Le réel, l'interprétation, le langage...
15/12/2005

From appletree...again (and always) le 15/12 : "Oui oui je n'arrête pas...de penser :-) Je croise beaucoup de sujets de philo sur la notion de "réel", du type : 'Réel et imaginaire', 'Est-ce que réel = ce qui se voit ?', mais peu de sujets sur la pertinence et les fondements de l'idée de réel. Le réel existe-t-il ou seulement des interprétations (c'est Nietzsche, ça : pas de faits, que des interprétations ??? Mon Dieu qu'elle est loin ma terminale...), des projections, suppositions, attentes de notre part ? N'est-ce pas plus une construction qu'un donné ?

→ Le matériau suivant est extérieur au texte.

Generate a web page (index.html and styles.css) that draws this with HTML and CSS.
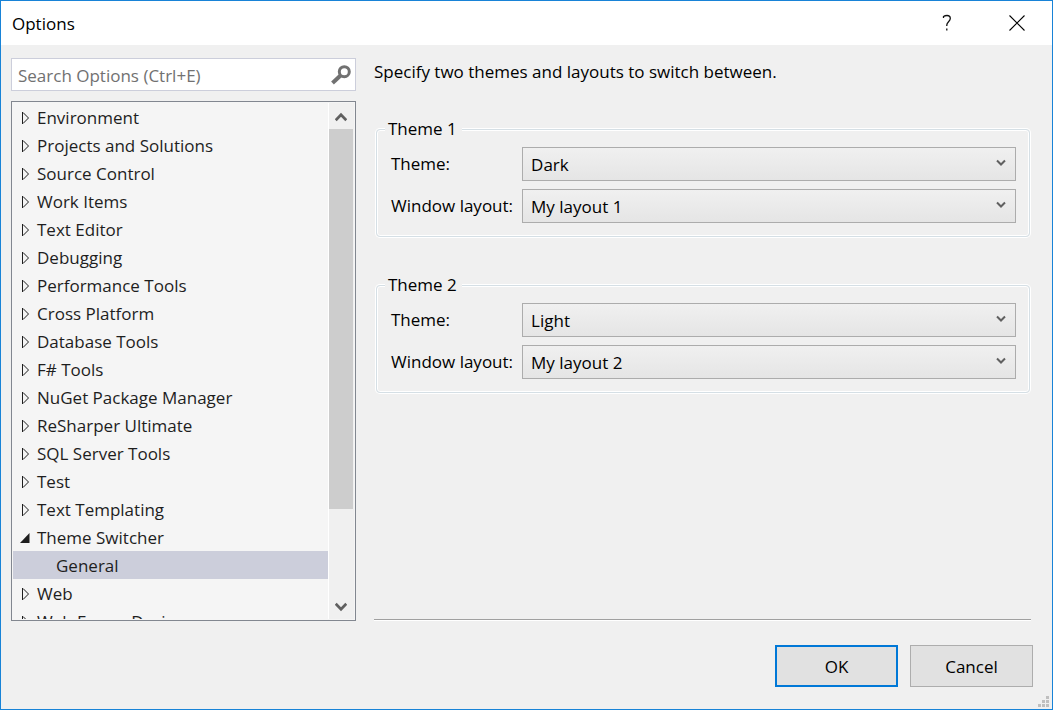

Un peu différent de cette idée mais voisin tout de même : il y a un truc qui m'étonne un peu chez Platon. Le poète est celui qui à travers le signe ne vise pas que la chose que je qualifierais de quotidienne mais l'universel. Le monde des idées chez Platon (contrairement à Kant mais là je m'avance un peu) n'est pas hors de portée il me semble. Cependant, les poètes ne peuvent pas les atteindre mais seulement le philosophe. Pourquoi cette toute puissance du Logos et cette conception dédaigneuse de la poésie (cela se justifie t-il seulement par le fait que cette époque croyait la seule raison capable d'élucider ce supposé réel ?) ? Ce que je tente de dire, c'est que le langage qu'utilise le philosophe n'est pas moins marqué de négativité que celui du poète. Quand il dit 'table', il n'a pas atteint pour autant l'essence de la table... Vos conseils de lecture, comme d'habitude, me seraient fort utiles. Merci."

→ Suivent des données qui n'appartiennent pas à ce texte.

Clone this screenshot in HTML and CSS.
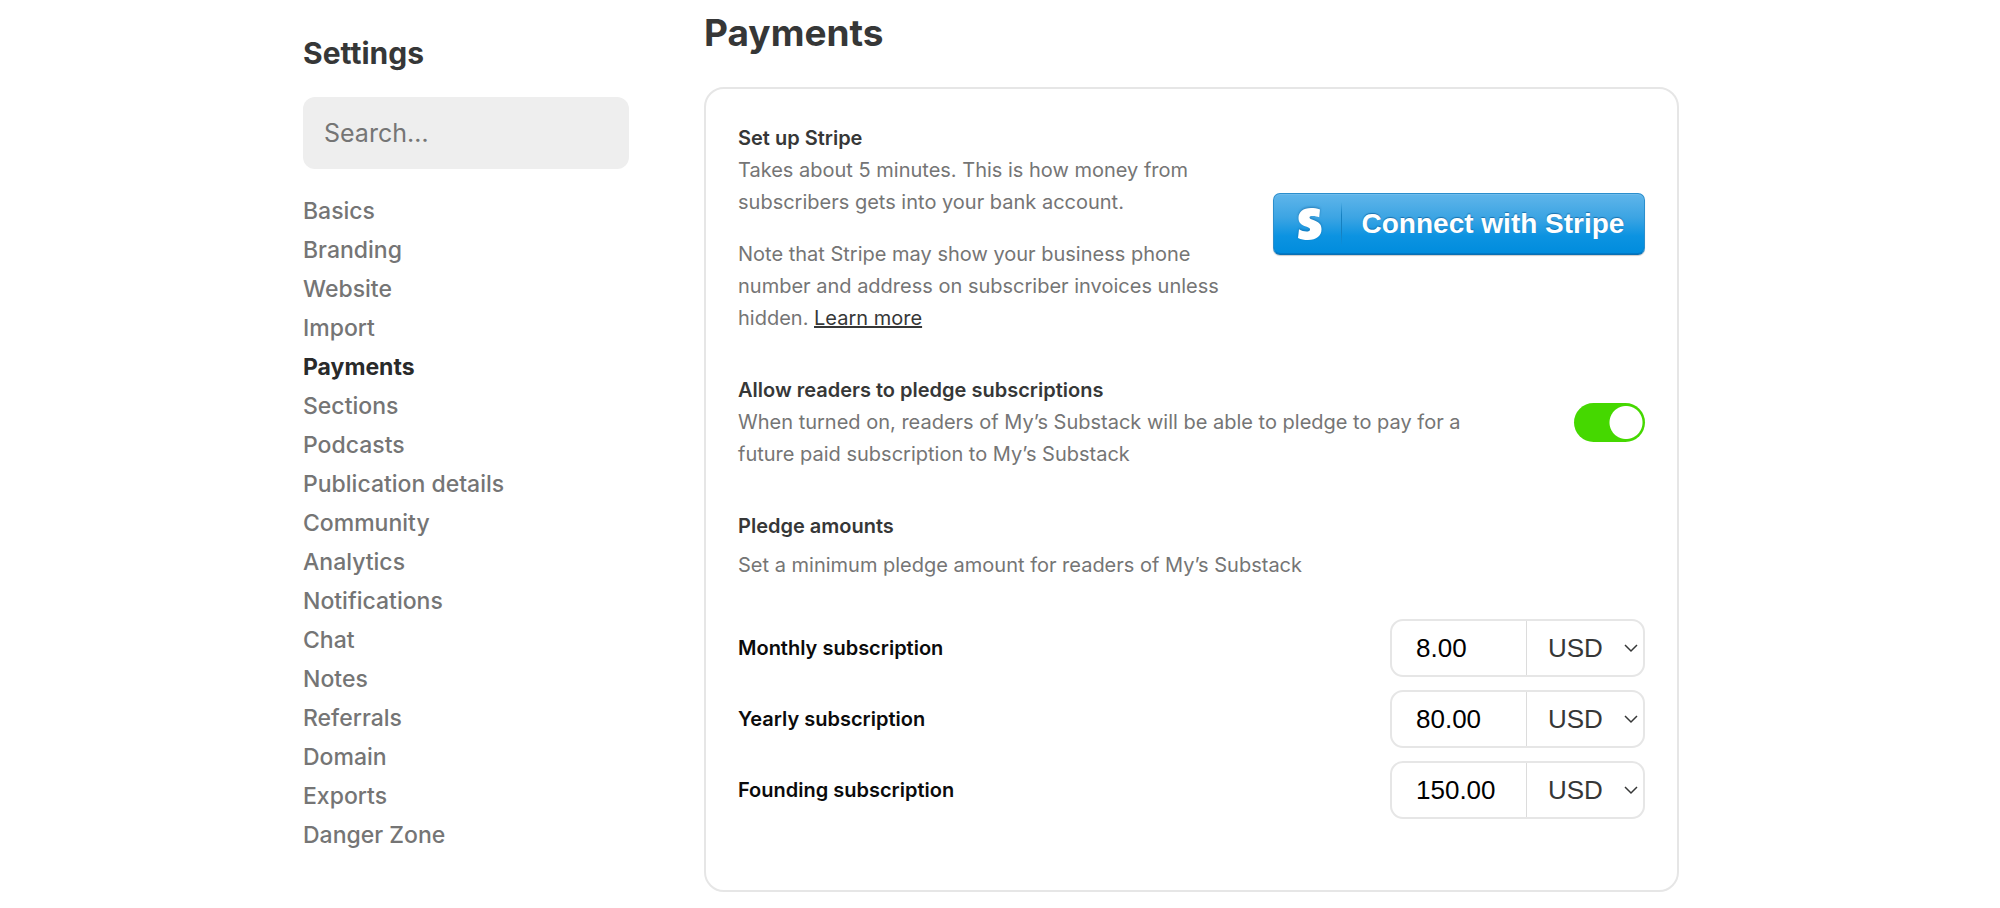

=> 30/12/2005 : Bonjour chère appletree. Si j'avais vraiment atteint la sagesse, je pourrais commencer ma réponse en vous disant que je suis à nouveau très en retard, mais sage - ce qui m'aurait permis de faire un petit jeu de mot. Mais, chère amie (bien que vous ne soyez pas ma sage), vous le savez bien : de la sagesse je n'ai hélas pas l'usage, et mon retard à répondre à votre message est parfaitement inexcusable (vous avez dû faire, depuis que vous m'avez écrit, de nombreux passages !).

  • Concernant votre premier point : il y a il est vrai fort peu de sujets soulevant directement cette lourde question du réel, du moins en terminale - ce qui est bien compréhensible. Toutefois, lorsqu'on a à les traiter, un nombre non négligeable de sujets peuvent conduire à s'interroger sur "la pertinence et les fondements de l'idée de réel". Les deux sujets que vous évoquez font, me semble-t-il, partie de ceux-là. Toujours est-il qu'il paraît bien naïf d'admettre que le réel existe "objectivement", indépendamment de nous. Il suffirait d'ailleurs de remarquer qu'il n'y a d'objectivité que par un sujet : il est évident en effet que si personne n'existait, il n'y aurait pas d'objectivité, et même aucun discours pour soutenir qu'elle est possible ou impossible à atteindre. Toute la question est alors de déterminer si cette dépendance entre le réel et le sujet qui le "construit" à coups d'interprétations doit elle-même être interprétée en termes de subjectivité. C'est risqué dans la mesure où le subjectif est l'individuel, l'arbitraire, le contingent : si nous disons qu'il n'y a de réel que par un sujet, nous risquons bien, en effet, pour rester cohérent, d'adopter une position sceptique, puisque le réel n'est alors rien de plus qu'une interprétation. Et vous savez bien que prétendre "à chacun sa vérité", c'est soutenir, en fait, que la vérité n'existe pas, ou est impossible à atteindre - chacun ayant la sienne, et personne ne pouvant se situer au-delà de soi-même et des autres (... au passage, ceci est 100 % compatible avec notre affirmation de l'égalité démocratique!).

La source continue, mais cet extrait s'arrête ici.